Recent tests by Jon Schwantes' team at the Pacific Northwest National Laboratory in Richland, Washington, has shown this plutonium was the first ever processed at the site, and the first made on a usable scale anywhere in the world.
Schwantes and colleagues used the fact that plutonium naturally decays to uranium to date the sample to 1946, give or take 4.5 years, by comparing the amounts of the two metals present inside the jug. Its age allowed the team to establish that the plutonium must have come from one of four reactors - out of 11 in the US at the time - from which fuel was reprocessed into plutonium.
Three of those reactors were on the Hanford site, with the fourth at Oak Ridge in Tennessee. Comparing the minor plutonium isotopes in the sample to signatures for each of the four reactors showed that the sample came from the X-10 reactor at Oak Ridge.
But only trawling through records at Hanford helped Schwantes and his team realise the historical significance of their find. The Hanford site's reprocessing plant, the first in the world, was completed before the reactors nearby were ready, in late 1944. So the inaugural run of the reprocessor on 9 December 1944 used fuel shipped from Oak Ridge.

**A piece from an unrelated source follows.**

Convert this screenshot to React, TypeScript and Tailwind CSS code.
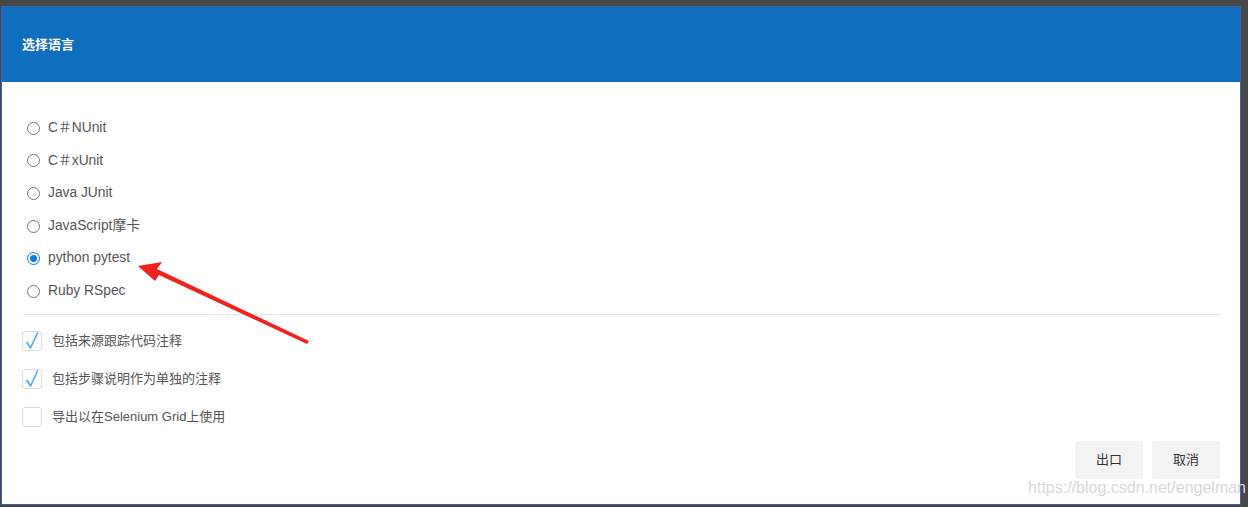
import React from "react";

const radios = ["C＃NUnit", "C＃xUnit", "Java JUnit", "JavaScript摩卡", "python pytest", "Ruby RSpec"];
const checks: [string, boolean][] = [
  ["包括来源跟踪代码注释", true],
  ["包括步骤说明作为单独的注释", true],
  ["导出以在Selenium Grid上使用", false],
];

export default function App() {
  return (
    <div
      className="relative w-[1248px] h-[507px] bg-[#474747] overflow-hidden pt-[6px] pl-[1px]"
      style={{ fontFamily: '"Liberation Sans", Arial, "Noto Sans CJK SC", sans-serif' }}
    >
      <div className="w-[1240px] h-[499px] bg-white border border-[#3a62b0] flex flex-col relative">
        <div className="h-[75px] bg-[#106ebe] flex items-center pl-[20px] shrink-0">
          <span className="text-white text-[13px] font-bold">选择语言</span>
        </div>
        <div className="flex flex-col pt-[30px] pl-[25px]">
          {radios.map((r, i) => (
            <div key={r} className="flex items-center h-[32.6px]">
              {i === 4 ? (
                <span className="w-[13px] h-[13px] rounded-full border border-[#0b79e6] flex items-center justify-center">
                  <span className="w-[7px] h-[7px] rounded-full bg-[#0b79e6]" />
                </span>
              ) : (
                <span className="w-[13px] h-[13px] rounded-full border border-[#767676]" />
              )}
              <span className="ml-[8px] text-[13.8px] text-[#555]">{r}</span>
            </div>
          ))}
        </div>
        <div className="ml-[21px] mr-[19px] mt-[6px] h-px bg-[#e6e6e6]" />
        <div className="flex flex-col pl-[20px] pt-[16px] gap-[18px]">
          {checks.map(([t, c]) => (
            <div key={t} className="flex items-center h-[20px]">
              <span className="w-[20px] h-[20px] rounded-[3px] border border-[#dcdcdc] flex items-center justify-center">
                {c && (
                  <svg width="14" height="18" viewBox="0 0 14 18">
                    <path d="M2 10.5 L5.5 16 L12.5 1" fill="none" stroke="#4aa6f7" strokeWidth="1.6" strokeLinecap="round" strokeLinejoin="round" />
                  </svg>
                )}
              </span>
              <span className="ml-[10px] text-[13px] text-[#555]">{t}</span>
            </div>
          ))}
        </div>
        <div className="flex justify-end gap-[9px] pr-[20px] mt-[14px]">
          <button className="w-[68px] h-[38px] rounded-[3px] bg-[#f3f3f3] text-[13px] text-[#333]">出口</button>
          <button className="w-[68px] h-[38px] rounded-[3px] bg-[#f3f3f3] text-[13px] text-[#333]">取消</button>
        </div>
        <div className="absolute right-[-6px] bottom-[4px] text-[16px] text-[#d8d8d8] whitespace-nowrap">
          https://blog.csdn.net/engelman
        </div>
      </div>
      <svg className="absolute left-0 top-0 pointer-events-none" width="1248" height="507">
        <path d="M307 344 L159 275 L155 281 L138 266 L162 262 L157 269 L309 341 Z" fill="#f0231c" />
      </svg>
    </div>
  );
}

"The very next run [and all subsequent runs] used Hanford plutonium," says Schwantes. "We have the oldest known sample of plutonium-239 - weapons plutonium."
His team read that a safe matching the description of the one unearthed in 2004 was sealed in 1945 because of radioactive contamination. It was disposed of in 1951, and remained lost for the next 50 years.
"The contamination was not from the plutonium jug," Schwantes says. "The jug was intact when found."
Plutonium-239 has a half-life of 24,110 years and emits alpha particles that are too bulky to penetrate even skin or paper. It is most dangerous when inhaled as a dry powder, where its decay in the lungs can cause cancer, he adds.
John Simpson, an expert on nuclear history at Southampton University in the UK, thinks the new find is important.
"From the historical records, it looks as if they've got it right," he says. "But the puzzling thing is, why didn't this plutonium make it into the bomb?" In 1944, the Americans were working flat out to develop a nuclear capability - it's strange that any first large batch of plutonium-239 should be stored and not used, he says.
Schwantes thinks that is because of the radioactive contamination to the safe it was being stored in. The first batch would eventually have been folded back into the stockpile if not for that contamination.
But despite its historic significance, Schwantes doesn't plan to put the sample in a museum. He is working with New Brunswick Labs to create a standard reference sample for plutonium-239 from the material, partly because of its primacy as the oldest sample. "The other factor is its extreme purity - 99.96% plutonium-239 is as pure a sample of 239 I have seen produced from any reactor," says Schwantes.